Count every line that has the word "styles" in it; give no more than the number.

BEGIN DATA ROWS

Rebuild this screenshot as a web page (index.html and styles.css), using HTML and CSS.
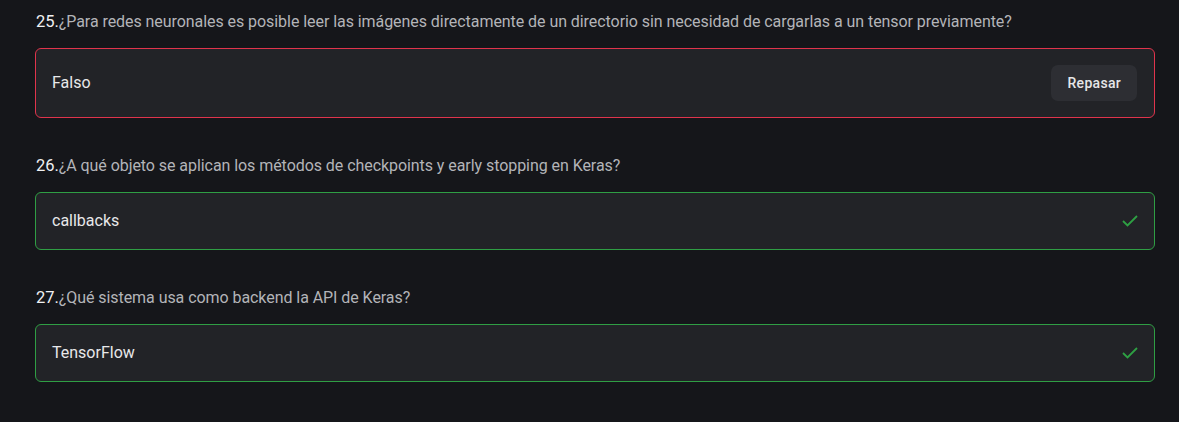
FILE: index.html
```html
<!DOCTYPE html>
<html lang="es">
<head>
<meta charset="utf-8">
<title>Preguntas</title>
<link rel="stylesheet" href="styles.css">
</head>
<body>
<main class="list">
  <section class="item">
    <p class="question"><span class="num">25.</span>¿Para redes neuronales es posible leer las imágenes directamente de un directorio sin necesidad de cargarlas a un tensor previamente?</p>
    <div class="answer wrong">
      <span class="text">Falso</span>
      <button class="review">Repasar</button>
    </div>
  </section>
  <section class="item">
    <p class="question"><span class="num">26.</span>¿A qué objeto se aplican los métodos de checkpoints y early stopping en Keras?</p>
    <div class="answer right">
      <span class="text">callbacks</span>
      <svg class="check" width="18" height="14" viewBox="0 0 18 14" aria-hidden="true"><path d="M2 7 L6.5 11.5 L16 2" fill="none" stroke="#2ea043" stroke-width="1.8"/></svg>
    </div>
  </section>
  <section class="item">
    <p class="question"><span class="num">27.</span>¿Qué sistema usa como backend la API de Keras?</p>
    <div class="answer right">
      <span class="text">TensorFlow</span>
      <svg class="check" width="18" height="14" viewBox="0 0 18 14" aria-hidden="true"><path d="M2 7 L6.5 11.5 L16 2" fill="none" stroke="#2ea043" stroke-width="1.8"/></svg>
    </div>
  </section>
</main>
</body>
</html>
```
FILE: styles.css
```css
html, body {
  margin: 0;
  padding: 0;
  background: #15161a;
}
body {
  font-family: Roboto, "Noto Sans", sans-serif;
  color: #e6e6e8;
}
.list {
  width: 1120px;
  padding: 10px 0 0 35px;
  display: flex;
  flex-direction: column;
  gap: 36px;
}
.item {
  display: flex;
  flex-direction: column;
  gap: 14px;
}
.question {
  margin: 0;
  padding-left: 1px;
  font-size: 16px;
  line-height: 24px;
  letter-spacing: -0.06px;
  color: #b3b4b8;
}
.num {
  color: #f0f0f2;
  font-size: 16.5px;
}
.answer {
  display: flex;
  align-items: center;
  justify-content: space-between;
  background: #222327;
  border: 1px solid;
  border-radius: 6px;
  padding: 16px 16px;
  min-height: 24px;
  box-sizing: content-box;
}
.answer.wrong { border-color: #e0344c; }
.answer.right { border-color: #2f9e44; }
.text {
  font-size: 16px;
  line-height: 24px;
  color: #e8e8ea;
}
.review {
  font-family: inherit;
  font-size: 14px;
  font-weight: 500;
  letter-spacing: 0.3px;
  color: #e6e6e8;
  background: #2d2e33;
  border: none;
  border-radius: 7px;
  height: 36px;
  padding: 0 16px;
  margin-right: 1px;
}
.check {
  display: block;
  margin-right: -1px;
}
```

END DATA ROWS
BEGIN DATA ROWS

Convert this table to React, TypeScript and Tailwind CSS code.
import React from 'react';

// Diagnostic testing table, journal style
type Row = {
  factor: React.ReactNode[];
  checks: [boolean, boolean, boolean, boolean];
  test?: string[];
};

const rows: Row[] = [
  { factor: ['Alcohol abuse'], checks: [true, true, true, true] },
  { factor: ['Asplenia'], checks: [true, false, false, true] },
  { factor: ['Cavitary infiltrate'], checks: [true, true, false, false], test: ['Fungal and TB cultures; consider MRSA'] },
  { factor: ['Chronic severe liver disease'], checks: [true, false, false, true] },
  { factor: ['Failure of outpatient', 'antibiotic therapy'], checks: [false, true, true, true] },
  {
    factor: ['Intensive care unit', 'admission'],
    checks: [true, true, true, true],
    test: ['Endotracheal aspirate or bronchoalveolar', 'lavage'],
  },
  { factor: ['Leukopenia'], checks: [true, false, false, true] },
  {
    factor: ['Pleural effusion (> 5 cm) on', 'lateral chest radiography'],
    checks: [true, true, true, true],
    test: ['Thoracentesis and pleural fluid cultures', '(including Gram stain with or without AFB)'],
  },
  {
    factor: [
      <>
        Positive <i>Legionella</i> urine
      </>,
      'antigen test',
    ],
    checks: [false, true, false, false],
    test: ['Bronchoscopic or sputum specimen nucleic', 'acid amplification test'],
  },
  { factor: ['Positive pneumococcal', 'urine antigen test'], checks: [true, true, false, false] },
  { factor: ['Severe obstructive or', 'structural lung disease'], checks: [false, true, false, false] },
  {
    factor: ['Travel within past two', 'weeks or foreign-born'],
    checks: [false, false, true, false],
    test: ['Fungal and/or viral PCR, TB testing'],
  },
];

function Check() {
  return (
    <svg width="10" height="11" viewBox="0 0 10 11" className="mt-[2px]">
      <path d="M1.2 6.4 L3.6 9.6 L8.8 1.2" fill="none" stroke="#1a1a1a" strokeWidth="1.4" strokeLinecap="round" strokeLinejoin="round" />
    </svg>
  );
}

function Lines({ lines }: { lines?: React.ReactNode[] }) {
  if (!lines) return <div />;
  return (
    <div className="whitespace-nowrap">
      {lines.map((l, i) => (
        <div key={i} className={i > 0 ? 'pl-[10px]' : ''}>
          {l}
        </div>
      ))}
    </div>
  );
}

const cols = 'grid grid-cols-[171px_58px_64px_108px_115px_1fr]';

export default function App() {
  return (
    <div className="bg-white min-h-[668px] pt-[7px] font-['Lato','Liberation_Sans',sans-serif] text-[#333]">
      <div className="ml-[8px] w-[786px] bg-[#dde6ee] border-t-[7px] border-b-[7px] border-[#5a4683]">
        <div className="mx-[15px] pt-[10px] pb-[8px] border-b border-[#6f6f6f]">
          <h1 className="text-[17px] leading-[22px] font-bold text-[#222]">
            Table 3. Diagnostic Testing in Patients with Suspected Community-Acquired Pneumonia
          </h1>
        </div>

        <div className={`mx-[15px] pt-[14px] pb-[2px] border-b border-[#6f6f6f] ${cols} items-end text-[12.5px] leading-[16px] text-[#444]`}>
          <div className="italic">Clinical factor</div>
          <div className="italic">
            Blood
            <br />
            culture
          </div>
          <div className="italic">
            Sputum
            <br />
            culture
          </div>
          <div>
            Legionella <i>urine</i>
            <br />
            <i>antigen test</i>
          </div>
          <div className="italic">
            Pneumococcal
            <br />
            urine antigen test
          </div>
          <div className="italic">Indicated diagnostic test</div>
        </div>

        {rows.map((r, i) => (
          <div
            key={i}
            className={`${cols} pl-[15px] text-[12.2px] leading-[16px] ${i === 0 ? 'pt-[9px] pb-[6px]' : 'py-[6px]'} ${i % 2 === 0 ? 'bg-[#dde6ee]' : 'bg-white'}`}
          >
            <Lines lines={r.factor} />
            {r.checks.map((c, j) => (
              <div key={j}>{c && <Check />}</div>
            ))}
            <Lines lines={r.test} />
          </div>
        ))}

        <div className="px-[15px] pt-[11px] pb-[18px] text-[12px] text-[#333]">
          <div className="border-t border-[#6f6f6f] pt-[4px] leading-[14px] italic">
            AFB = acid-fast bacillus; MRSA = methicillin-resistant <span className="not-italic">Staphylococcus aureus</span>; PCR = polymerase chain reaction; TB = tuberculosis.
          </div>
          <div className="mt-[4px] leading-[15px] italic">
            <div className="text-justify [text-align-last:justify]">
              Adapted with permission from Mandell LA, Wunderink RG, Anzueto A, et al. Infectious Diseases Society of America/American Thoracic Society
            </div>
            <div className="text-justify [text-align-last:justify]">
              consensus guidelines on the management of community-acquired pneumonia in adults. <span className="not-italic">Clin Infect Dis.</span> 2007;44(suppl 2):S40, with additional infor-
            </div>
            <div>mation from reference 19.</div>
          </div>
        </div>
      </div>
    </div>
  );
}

END DATA ROWS

**COMPLETED EXERCISE**
3